Last year during finals week, I finished watching Lost. This finals week has resulted in me sleeping way more than I should, being anti-social with my residents (oops), and a general lack of giving a crap. Not good. Needless to say, I am more than ready for break to begin. I think I was ready whenever I got back from Thanksgiving break.
I've been talking to quite a few people about grad schools lately. Most recently, I talked to my former residence hall director who has since moved on to a different position at a different university. She asked me to tell her what I thought the things that either I think are good about it or what I think it'll be like. Yay Facebook chat (when it works, that is).
I said, "Well, I've realized I really like working with the students, which is why I want to focus on res life (or possibly career counseling on the higher ed level or admissions), the interactions and helping students really learn about themselves and achieving what they are really interested in just makes me happy that somehow, I've been a part of that process." True story. I love this stuff. Sometimes, my job seems like a thankless environment. But then there are those days where my residents really do appreciate what I do, and it means the world to me.
|Yes, Kip, my mom *does* go to college.|
A few minutes ago, I was talking to a friend who is a former CA (same thing as an RA, but different title) from my school about how I want to go somewhere new for grad school. I've lived in the same county for 21 years... my whole life. I go to school half an hour from home. My mom attends the same school (she's a second year grad student this year). My mom is amazing. And, yes, I realize how biased that is.

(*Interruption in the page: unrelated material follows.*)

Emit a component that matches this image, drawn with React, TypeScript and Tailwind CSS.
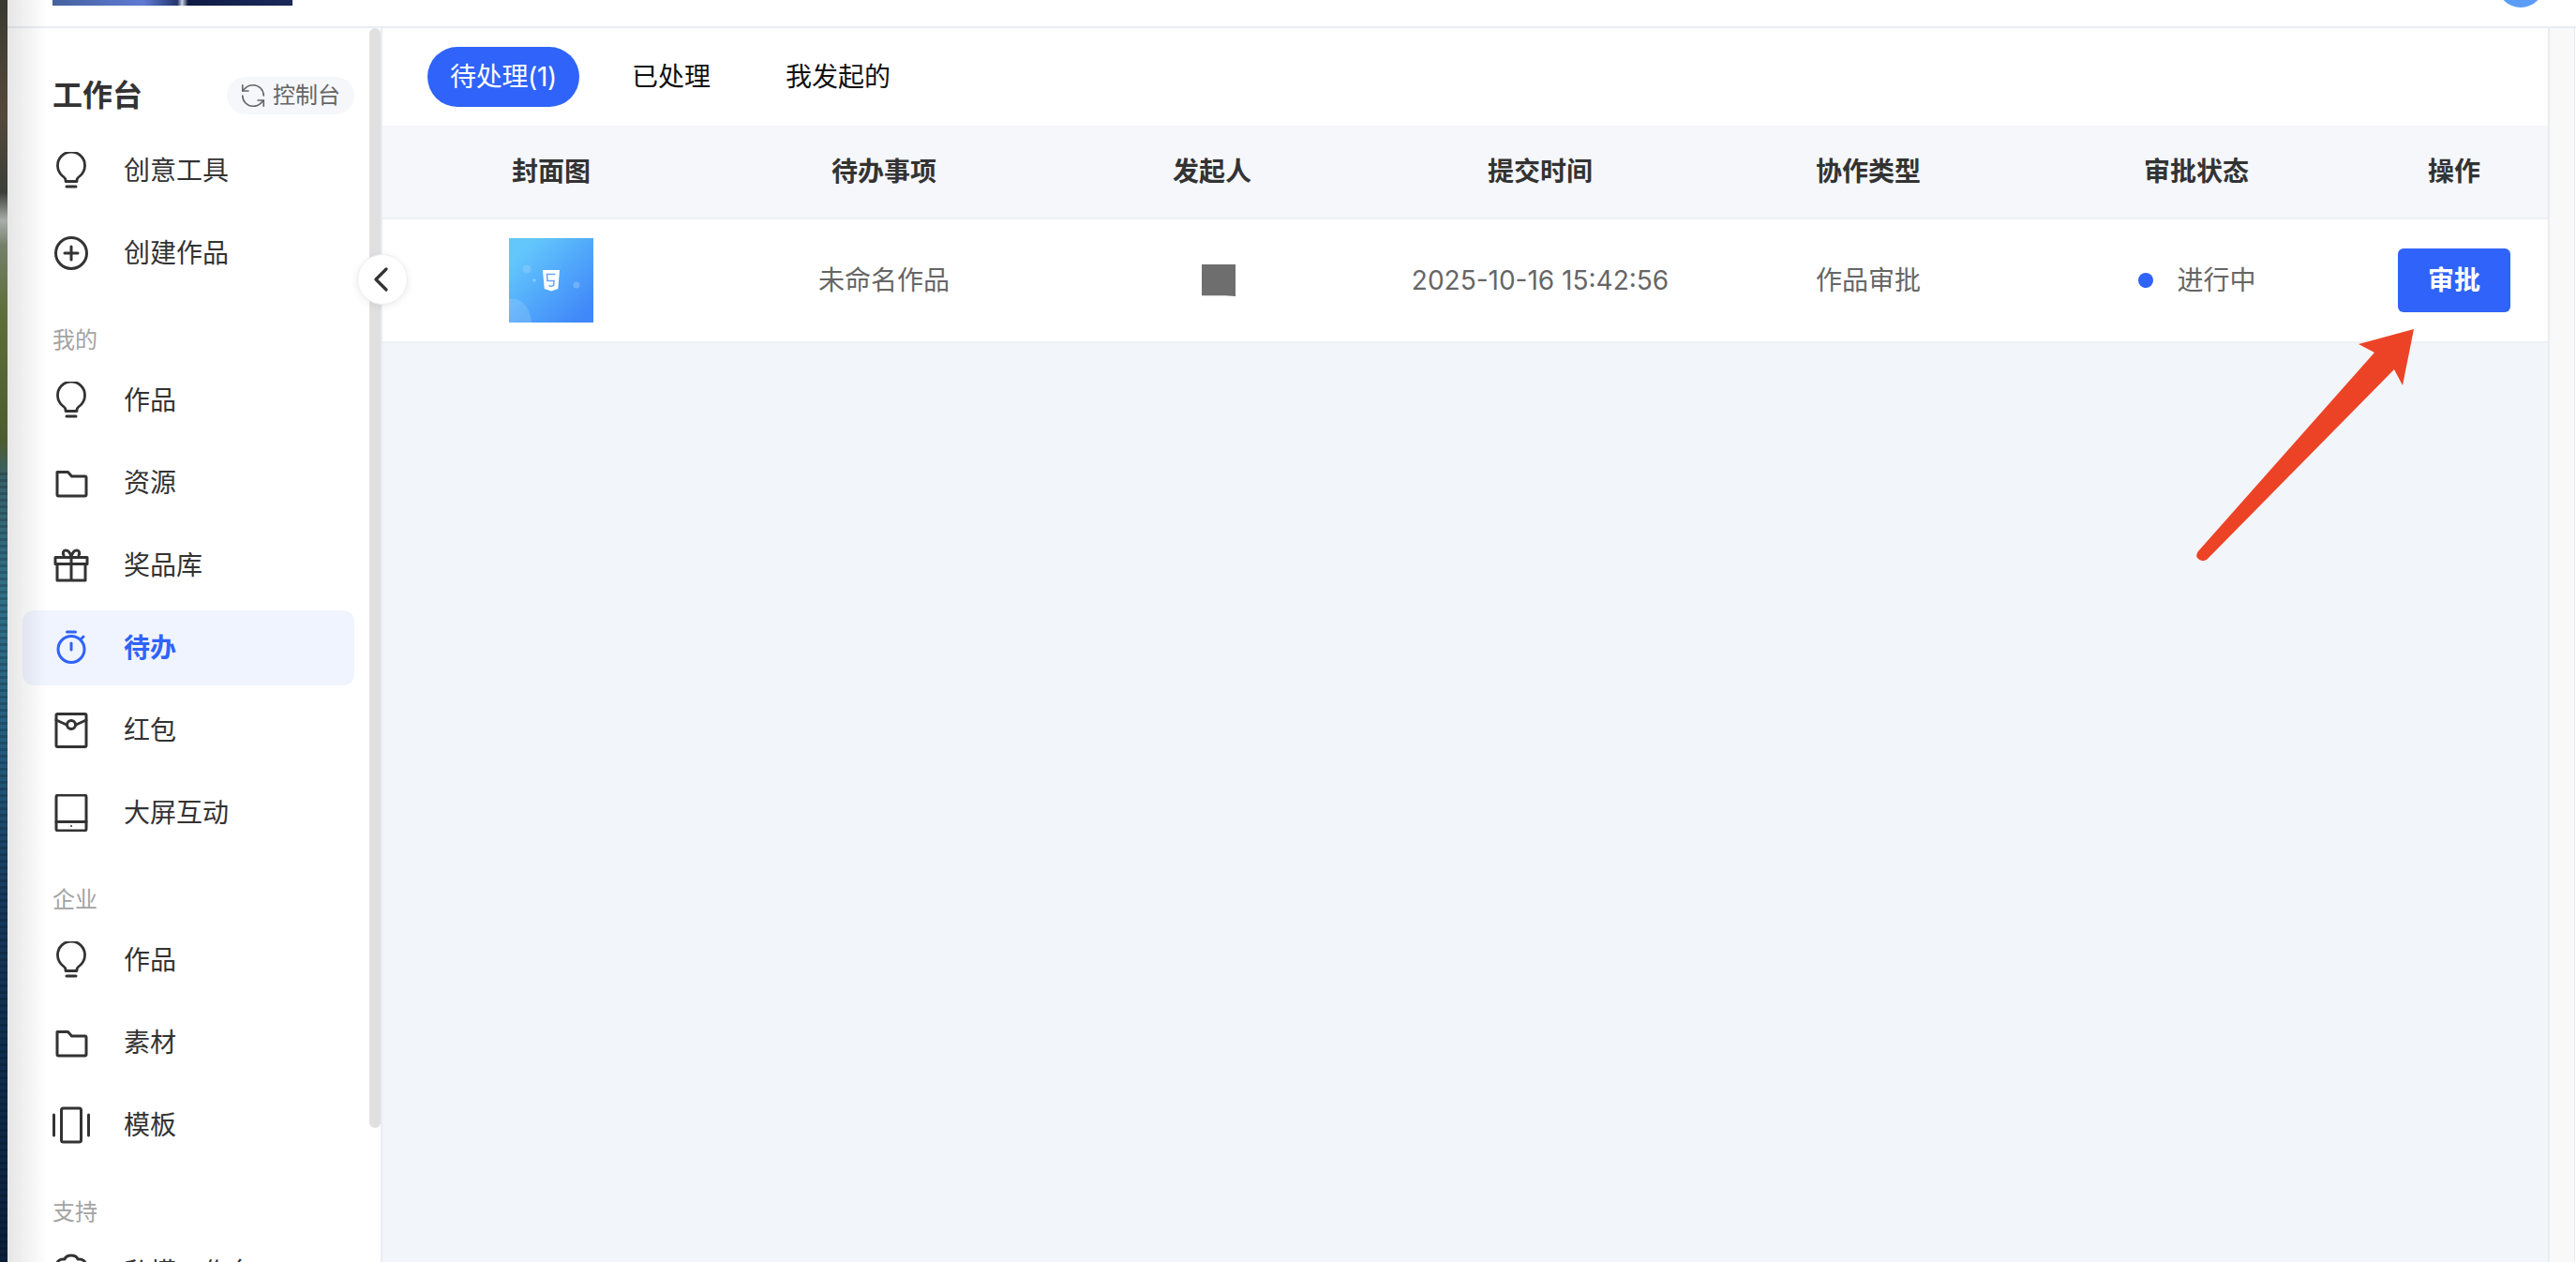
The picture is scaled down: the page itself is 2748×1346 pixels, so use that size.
import { RefreshCcw } from "lucide-react";
import type { ReactNode } from "react";

const FONT = "font-['Inter','Noto_Sans_CJK_SC',sans-serif]";

function Icon({ children }: { children: ReactNode }) {
  return (
    <svg viewBox="0 0 40 40" className="w-10 h-10 shrink-0" fill="none" stroke="currentColor" strokeWidth="3" strokeLinecap="round" strokeLinejoin="round">
      {children}
    </svg>
  );
}

const Bulb = () => (
  <Icon>
    <path d="M14 31.500v-1.500c0-2-1.500-3-3.500-4.500A14.500 14.500 0 1 1 29.500 25.500c-2 1.500-3.500 2.500-3.500 4.500v1.500z" strokeWidth="2.800" />
    <path d="M15 37h10" />
  </Icon>
);
const PlusCircle = () => (
  <Icon>
    <circle cx="20" cy="20" r="16.500" />
    <path d="M20 13v14M13 20h14" />
  </Icon>
);
const Folder = () => (
  <Icon>
    <path d="M5 8.500h11.500l4 4.500h14c.8 0 1.500.7 1.500 1.500v18c0 .8-.7 1.500-1.500 1.500h-28c-.8 0-1.500-.7-1.500-1.500z" />
  </Icon>
);
const Gift = () => (
  <Icon>
    <path d="M3 11.500h34v7H3zM5 18.500v17.500h30V18.500M20 11.500V36" />
    <path d="M20 11c-1-4-3-7-6-7-2.500 0-3.500 3-2 5M20 11c1-4 3-7 6-7 2.500 0 3.500 3 2 5" />
  </Icon>
);
const Stopwatch = () => (
  <Icon>
    <path d="M15.500 3h9" />
    <circle cx="20" cy="21.500" r="14" />
    <path d="M20 15v7M33 8l-2.500 2.500" />
  </Icon>
);
const Envelope = () => (
  <Icon>
    <rect x="4" y="2.500" width="32" height="35" rx="1.500" />
    <path d="M4 9l11 5M36 9l-11 5" />
    <circle cx="20" cy="14" r="4.500" />
  </Icon>
);
const Tablet = () => (
  <Icon>
    <rect x="4" y="1" width="32" height="38" rx="2" />
    <path d="M4 29.500h32" />
    <circle cx="20" cy="34" r="1" fill="currentColor" stroke="none" />
  </Icon>
);
const Cards = () => (
  <Icon>
    <rect x="9.500" y="2" width="21" height="36" rx="2" />
    <path d="M1.500 9v22M38.500 9v22" />
  </Icon>
);
const Studio = () => (
  <Icon>
    <path d="M5 11c0-3 3-5 6-5h2c1-3 3-4 7-4s6 1 7 4h2c3 0 6 2 6 5v25H5z" />
    <path d="M5 12h30" />
  </Icon>
);

function NavItem({ icon, label, active }: { icon: ReactNode; label: string; active?: boolean }) {
  return (
    <div className={`flex items-center h-20 mb-2 pl-8 rounded-xl text-[28px] leading-10 ${active ? "bg-[#f0f4fe] text-[#2f63f9] font-semibold" : "text-[#333]"}`}>
      {icon}
      <span className="ml-9 whitespace-nowrap">{label}</span>
    </div>
  );
}

function SectionLabel({ children }: { children: ReactNode }) {
  return <div className="h-[69px] pt-[27px] pl-[32px] text-2xl leading-9 text-[#a3a3a3]">{children}</div>;
}

function Sidebar() {
  return (
    <aside className="relative w-[400px] shrink-0 border-r-2 border-[#e9edf2] bg-white overflow-hidden">
      <div className="pt-[52px] pl-4 pr-[28px]">
        <div className="flex items-center justify-between h-10 mb-5">
          <span className="pl-[32px] text-[32px] leading-10 font-bold text-[#333]">工作台</span>
          <span className="flex items-center gap-1.5 h-10 pl-[13px] pr-[15px] rounded-full bg-[#f5f7fa] text-2xl text-[#666]">
            <RefreshCcw size={30} strokeWidth={1.3} />
            控制台
          </span>
        </div>
        <NavItem icon={<Bulb />} label="创意工具" />
        <NavItem icon={<PlusCircle />} label="创建作品" />
        <SectionLabel>我的</SectionLabel>
        <NavItem icon={<Bulb />} label="作品" />
        <NavItem icon={<Folder />} label="资源" />
        <NavItem icon={<Gift />} label="奖品库" />
        <NavItem icon={<Stopwatch />} label="待办" active />
        <NavItem icon={<Envelope />} label="红包" />
        <NavItem icon={<Tablet />} label="大屏互动" />
        <SectionLabel>企业</SectionLabel>
        <NavItem icon={<Bulb />} label="作品" />
        <NavItem icon={<Folder />} label="素材" />
        <NavItem icon={<Cards />} label="模板" />
        <SectionLabel>支持</SectionLabel>
        <NavItem icon={<Studio />} label="私模工作台" />
      </div>
      {/* scrollbar thumb */}
      <div className="absolute right-0 top-0 w-3 h-[1173px] rounded-full bg-[#e0e0e0]" />
    </aside>
  );
}

function Thumbnail() {
  return (
    <svg viewBox="0 0 90 90" className="w-[90px] h-[90px]">
      <defs>
        <linearGradient id="thumb" x1="0" y1="0" x2="1" y2="1">
          <stop offset="0.15" stopColor="#63c7fc" />
          <stop offset="0.9" stopColor="#3f88f9" />
        </linearGradient>
      </defs>
      <rect width="90" height="90" fill="url(#thumb)" />
      <path d="M0 65c12-2 22 6 24 25H0z" fill="#fff" opacity="0.14" />
      <circle cx="19" cy="33" r="4.500" fill="#fff" opacity="0.15" />
      <circle cx="27" cy="45" r="1.800" fill="#fff" opacity="0.3" />
      <circle cx="72" cy="50" r="3.500" fill="#fff" opacity="0.22" />
      <path d="M36 34h18l-1.700 20-7.300 2.500-7.300-2.500z" fill="#fff" />
      <path d="M49.500 38.500h-9l.5 7h7l-.5 5-2.500 1-2.500-1" fill="none" stroke="#6aa6fa" strokeWidth="1.600" />
    </svg>
  );
}

function Cell({ children, className = "" }: { children: ReactNode; className?: string }) {
  return <div className={`flex items-center justify-center ${className}`}>{children}</div>;
}

const COLS = "grid grid-cols-[360px_350px_350px_350px_350px_350px_200px]";

function Main() {
  return (
    <main className="flex flex-col w-[2312px] shrink-0 border-r-2 border-[#e9edf2] bg-[#f2f5fa]">
      <div className="flex items-start gap-8 h-[104px] pt-5 pl-12 bg-white text-[28px] text-[#111]">
        <button className="w-[162px] h-16 rounded-full bg-[#2f63f9] text-white tracking-[-0.3px]">待处理(1)</button>
        <button className="h-16 px-6">已处理</button>
        <button className="h-16 px-6">我发起的</button>
      </div>
      <div className={`${COLS} h-[100px] bg-[#f5f7fa] border-b-2 border-[#eef0f4] text-[28px] font-semibold text-[#333]`}>
        {["封面图", "待办事项", "发起人", "提交时间", "协作类型", "审批状态", "操作"].map((h) => (
          <Cell key={h}>{h}</Cell>
        ))}
      </div>
      <div className={`${COLS} h-[132px] bg-white border-b-2 border-[#eef0f4] text-[28px] text-[#666]`}>
        <Cell><Thumbnail /></Cell>
        <Cell>未命名作品</Cell>
        <Cell className="pl-[14px]">
          <svg viewBox="0 0 36 34" className="w-9 h-[34px]"><path d="M0 0h36v34l-11-.7H0z" fill="#6e6e6e" /></svg>
        </Cell>
        <Cell>2025-10-16 15:42:56</Cell>
        <Cell>作品审批</Cell>
        <Cell className="gap-[25px] pl-[2px]">
          <span className="w-4 h-4 rounded-full bg-[#2f63f9]" />
          进行中
        </Cell>
        <Cell>
          <button className="w-[120px] h-[68px] rounded-md bg-[#2f63f9] text-white font-semibold">审批</button>
        </Cell>
      </div>
    </main>
  );
}

export default function App() {
  return (
    <div className={`relative flex h-screen overflow-hidden bg-white ${FONT}`}>
      {/* desktop wallpaper showing at the window edge */}
      <div className="w-2 shrink-0 bg-[linear-gradient(180deg,#3a3a30_0px,#54483a_120px,#3c3f38_205px,#a8aeaa_235px,#75806a_262px,#5f6f3a_330px,#4c5c2e_470px,#35606a_510px,#2f7088_640px,#235a7c_800px,#15395c_960px,#0e2c4c_1150px,#0a1f3a_1346px)]">
        <div className="h-[846px] mt-[500px] bg-[repeating-linear-gradient(180deg,transparent_0px,transparent_4px,rgba(0,0,0,0.18)_4px,rgba(0,0,0,0.18)_7px)]" />
      </div>
      <div className="relative flex flex-col flex-1 min-w-0">
        <header className="flex justify-between shrink-0 h-[30px] pl-12 pr-[34px] border-b-2 border-[#e9edf2] overflow-hidden bg-white">
          <div className="w-64 h-1.5 bg-[linear-gradient(90deg,#46619f_0%,#5f7ad2_38%,#24366f_52%,#c9d0e2_54%,#0f1b44_56.5%,#1a2a5a_100%)]" />
          <div className="w-[50px] h-[50px] -mt-[42px] rounded-full bg-[#5b9df6]" />
        </header>
        <div className="flex flex-1 min-h-0">
          <Sidebar />
          <Main />
          <div className="flex-1 bg-[#f9f9f9] border-r border-[#e9edf2] mr-px" />
        </div>
        {/* window edge shadow */}
        <div className="absolute left-0 top-0 bottom-0 w-[42px] bg-gradient-to-r from-black/10 to-transparent pointer-events-none" />
      </div>
      <button className="absolute left-[381px] top-[271px] flex items-center justify-center w-[54px] h-[54px] pr-1 rounded-full bg-white border border-[#eeeeee] shadow-[0_2px_8px_rgba(0,0,0,0.08)] text-[#333]">
        <svg viewBox="0 0 16 26" className="w-4 h-[26px]" fill="none" stroke="currentColor" strokeWidth="3.200" strokeLinecap="round" strokeLinejoin="round">
          <path d="M14 2 3 13l11 11" />
        </svg>
      </button>
      {/* red annotation arrow */}
      <svg viewBox="2340 348 240 252" className="absolute left-[2340px] top-[348px] w-60 h-[252px] pointer-events-none">
        <path d="M2575 351 2516 367 2533 376 2345 588Q2342 592 2344 595 2348 600 2354 597L2554 394 2563 411z" fill="#ec4326" />
      </svg>
    </div>
  );
}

As we were chatting, he said something that perfectly sums up how I'm feeling about grad school, moving on, dealing with change, etc.:
"I'm scared of change but get bored with the current, odd eh?"
I immediately connected with these words. I'm looking at grad schools that range in distance from 2 hours from home to 14 to on the other side of the country. I suppose now it's time that I focus on what's really important to me, and everything else will fall into place. Only time will tell... And I'm excited to see what's going to happen next.